··· RECORDS SUPPLIED

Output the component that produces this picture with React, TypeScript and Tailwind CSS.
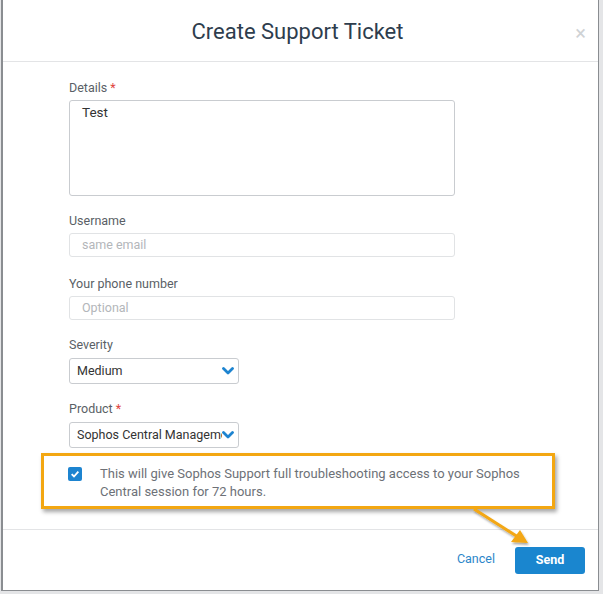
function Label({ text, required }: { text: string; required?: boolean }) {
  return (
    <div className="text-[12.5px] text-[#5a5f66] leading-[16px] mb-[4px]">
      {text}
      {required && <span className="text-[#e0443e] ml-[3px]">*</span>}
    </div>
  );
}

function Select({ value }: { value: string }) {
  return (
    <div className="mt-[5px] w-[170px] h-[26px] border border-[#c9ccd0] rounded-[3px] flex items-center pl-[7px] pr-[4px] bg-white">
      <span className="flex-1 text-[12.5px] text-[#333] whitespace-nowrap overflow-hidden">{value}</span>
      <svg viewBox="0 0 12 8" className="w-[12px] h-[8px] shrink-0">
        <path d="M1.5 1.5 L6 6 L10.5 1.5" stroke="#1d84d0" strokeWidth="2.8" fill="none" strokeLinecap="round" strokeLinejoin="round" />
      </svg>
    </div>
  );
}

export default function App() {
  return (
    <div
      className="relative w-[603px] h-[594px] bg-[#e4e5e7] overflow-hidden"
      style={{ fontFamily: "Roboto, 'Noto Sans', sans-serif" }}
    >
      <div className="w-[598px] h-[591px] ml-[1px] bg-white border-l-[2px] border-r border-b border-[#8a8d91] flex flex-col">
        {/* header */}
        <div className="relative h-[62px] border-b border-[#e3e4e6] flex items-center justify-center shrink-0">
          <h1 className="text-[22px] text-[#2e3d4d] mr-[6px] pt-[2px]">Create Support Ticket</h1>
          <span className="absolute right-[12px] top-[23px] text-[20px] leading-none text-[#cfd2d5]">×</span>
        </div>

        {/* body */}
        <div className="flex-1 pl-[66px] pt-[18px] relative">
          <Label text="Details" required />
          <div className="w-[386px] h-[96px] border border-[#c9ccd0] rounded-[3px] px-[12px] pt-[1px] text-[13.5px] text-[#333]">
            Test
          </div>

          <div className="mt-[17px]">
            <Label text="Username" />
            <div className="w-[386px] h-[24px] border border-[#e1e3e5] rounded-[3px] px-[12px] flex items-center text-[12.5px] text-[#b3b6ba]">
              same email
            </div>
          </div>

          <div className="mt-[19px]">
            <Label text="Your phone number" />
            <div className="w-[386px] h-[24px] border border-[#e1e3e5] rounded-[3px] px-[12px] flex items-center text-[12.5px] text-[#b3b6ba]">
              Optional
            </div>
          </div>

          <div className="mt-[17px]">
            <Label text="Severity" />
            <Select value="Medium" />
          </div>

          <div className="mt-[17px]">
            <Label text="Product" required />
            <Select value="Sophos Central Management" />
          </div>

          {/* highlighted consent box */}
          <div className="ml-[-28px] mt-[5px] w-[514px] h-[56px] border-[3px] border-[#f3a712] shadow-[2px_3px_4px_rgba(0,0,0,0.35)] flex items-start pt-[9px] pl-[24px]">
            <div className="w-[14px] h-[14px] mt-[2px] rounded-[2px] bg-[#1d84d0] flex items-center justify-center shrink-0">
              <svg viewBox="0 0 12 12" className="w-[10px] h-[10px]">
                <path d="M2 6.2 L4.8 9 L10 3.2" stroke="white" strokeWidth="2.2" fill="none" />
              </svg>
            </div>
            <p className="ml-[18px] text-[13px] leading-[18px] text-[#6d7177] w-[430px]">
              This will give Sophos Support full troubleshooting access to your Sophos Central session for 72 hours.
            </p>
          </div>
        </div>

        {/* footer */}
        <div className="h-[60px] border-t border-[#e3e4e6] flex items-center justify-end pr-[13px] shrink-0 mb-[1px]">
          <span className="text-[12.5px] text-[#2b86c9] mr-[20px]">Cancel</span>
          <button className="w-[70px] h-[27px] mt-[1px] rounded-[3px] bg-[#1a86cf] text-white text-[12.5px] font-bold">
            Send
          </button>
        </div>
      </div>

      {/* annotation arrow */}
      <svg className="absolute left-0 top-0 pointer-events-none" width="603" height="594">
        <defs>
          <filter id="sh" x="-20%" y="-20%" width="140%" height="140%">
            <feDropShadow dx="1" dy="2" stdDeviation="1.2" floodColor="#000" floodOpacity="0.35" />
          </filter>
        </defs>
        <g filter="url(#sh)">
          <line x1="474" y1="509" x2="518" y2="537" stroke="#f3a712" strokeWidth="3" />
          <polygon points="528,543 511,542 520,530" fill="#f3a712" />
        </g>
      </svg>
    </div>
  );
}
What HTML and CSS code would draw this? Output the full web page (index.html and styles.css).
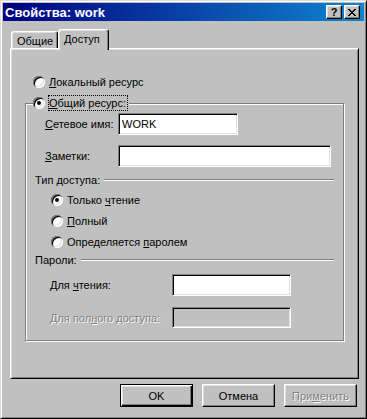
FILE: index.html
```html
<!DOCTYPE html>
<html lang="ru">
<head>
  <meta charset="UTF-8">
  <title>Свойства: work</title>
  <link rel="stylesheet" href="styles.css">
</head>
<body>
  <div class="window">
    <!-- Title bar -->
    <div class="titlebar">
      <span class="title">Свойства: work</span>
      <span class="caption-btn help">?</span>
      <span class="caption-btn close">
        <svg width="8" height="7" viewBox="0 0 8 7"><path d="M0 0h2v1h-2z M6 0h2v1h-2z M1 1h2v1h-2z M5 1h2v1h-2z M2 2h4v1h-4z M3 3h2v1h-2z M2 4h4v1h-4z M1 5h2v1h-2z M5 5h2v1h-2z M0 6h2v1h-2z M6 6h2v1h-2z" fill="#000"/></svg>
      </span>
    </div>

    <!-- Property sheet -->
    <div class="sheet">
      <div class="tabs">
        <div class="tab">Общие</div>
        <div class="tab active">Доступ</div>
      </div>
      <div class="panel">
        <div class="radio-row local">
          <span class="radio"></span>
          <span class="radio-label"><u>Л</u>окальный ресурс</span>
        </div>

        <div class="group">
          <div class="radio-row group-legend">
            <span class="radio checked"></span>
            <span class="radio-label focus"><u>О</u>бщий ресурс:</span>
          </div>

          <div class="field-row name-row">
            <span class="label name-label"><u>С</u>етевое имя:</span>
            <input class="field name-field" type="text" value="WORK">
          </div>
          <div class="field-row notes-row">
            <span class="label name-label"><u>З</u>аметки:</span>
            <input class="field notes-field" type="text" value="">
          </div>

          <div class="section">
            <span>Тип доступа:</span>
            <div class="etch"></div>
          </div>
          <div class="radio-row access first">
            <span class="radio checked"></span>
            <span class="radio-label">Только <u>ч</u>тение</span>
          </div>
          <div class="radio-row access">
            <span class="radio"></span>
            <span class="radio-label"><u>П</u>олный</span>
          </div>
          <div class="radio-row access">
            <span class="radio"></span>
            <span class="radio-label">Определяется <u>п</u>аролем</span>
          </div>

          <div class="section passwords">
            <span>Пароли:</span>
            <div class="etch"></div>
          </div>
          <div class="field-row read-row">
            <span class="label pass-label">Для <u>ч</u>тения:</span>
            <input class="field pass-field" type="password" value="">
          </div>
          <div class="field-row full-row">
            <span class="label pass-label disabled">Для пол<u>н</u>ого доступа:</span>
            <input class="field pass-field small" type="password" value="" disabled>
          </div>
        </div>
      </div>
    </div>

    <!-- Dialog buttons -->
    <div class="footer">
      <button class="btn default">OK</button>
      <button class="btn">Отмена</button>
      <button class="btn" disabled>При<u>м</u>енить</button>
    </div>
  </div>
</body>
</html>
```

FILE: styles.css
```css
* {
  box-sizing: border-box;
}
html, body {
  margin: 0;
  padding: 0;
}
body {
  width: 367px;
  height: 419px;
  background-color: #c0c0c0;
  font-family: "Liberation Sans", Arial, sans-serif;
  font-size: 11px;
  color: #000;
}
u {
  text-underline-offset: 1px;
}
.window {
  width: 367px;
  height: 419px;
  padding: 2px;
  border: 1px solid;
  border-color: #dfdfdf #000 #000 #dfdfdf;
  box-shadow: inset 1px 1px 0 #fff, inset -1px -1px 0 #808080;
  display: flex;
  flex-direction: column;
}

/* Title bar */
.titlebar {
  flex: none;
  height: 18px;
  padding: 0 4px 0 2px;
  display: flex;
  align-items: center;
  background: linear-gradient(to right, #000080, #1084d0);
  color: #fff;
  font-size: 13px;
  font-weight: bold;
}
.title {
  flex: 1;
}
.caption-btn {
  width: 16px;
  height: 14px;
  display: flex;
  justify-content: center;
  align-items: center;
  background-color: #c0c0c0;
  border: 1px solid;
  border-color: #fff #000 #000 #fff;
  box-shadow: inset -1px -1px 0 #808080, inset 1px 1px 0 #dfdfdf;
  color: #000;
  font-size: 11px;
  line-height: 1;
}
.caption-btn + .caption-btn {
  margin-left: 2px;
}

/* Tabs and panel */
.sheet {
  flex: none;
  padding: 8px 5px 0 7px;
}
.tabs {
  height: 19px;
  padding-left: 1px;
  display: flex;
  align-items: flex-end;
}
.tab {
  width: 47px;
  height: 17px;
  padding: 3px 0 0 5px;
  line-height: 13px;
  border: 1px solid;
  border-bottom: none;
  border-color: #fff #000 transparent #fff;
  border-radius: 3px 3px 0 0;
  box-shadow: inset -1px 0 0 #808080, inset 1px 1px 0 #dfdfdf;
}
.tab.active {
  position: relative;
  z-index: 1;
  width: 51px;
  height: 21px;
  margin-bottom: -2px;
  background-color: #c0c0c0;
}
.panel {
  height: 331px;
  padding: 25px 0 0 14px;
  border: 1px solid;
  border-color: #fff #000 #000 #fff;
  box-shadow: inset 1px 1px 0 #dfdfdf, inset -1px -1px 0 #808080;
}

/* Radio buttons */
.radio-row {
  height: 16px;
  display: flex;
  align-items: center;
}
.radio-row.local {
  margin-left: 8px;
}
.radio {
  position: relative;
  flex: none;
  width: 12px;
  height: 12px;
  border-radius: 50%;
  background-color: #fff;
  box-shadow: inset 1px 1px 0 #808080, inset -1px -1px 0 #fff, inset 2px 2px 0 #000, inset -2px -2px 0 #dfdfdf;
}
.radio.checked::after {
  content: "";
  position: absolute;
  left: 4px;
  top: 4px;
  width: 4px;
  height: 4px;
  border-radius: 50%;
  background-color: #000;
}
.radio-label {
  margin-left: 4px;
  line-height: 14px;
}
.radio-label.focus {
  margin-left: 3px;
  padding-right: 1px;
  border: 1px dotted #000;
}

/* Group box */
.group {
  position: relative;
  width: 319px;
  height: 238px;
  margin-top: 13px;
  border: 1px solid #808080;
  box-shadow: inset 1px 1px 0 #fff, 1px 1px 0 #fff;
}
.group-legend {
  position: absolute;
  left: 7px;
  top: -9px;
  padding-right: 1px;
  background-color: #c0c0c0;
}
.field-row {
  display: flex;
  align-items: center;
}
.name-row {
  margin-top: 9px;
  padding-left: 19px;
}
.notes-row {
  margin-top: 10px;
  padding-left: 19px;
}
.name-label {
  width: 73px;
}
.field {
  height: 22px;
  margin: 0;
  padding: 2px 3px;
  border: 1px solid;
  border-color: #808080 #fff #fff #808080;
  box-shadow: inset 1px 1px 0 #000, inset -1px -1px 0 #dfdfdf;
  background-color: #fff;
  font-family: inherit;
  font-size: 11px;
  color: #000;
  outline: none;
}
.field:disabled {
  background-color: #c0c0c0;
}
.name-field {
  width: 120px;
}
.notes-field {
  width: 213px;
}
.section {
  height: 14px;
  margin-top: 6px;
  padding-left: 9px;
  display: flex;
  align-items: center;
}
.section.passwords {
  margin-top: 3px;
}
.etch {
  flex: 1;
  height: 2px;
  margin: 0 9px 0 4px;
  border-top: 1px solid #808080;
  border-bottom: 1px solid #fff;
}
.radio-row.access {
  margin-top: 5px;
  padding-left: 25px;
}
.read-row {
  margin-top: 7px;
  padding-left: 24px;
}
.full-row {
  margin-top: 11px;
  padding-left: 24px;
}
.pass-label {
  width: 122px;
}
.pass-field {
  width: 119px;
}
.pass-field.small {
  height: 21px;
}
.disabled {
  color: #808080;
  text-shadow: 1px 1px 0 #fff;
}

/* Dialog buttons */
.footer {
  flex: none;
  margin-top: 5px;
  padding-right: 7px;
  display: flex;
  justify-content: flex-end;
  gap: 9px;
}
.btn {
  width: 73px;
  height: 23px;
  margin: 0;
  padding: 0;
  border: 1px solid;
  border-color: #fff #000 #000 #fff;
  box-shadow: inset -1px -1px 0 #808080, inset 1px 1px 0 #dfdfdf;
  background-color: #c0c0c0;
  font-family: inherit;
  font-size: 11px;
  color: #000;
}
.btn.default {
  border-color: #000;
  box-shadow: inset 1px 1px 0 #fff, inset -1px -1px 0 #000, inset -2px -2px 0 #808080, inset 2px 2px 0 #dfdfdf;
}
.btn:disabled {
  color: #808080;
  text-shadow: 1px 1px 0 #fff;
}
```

······

STATED GOAL:
From the listing above, pick out each line where the word "Output" appears.

SOLVED PROBLEM:
Output the component that produces this picture with React, TypeScript and Tailwind CSS.
What HTML and CSS code would draw this? Output the full web page (index.html and styles.css).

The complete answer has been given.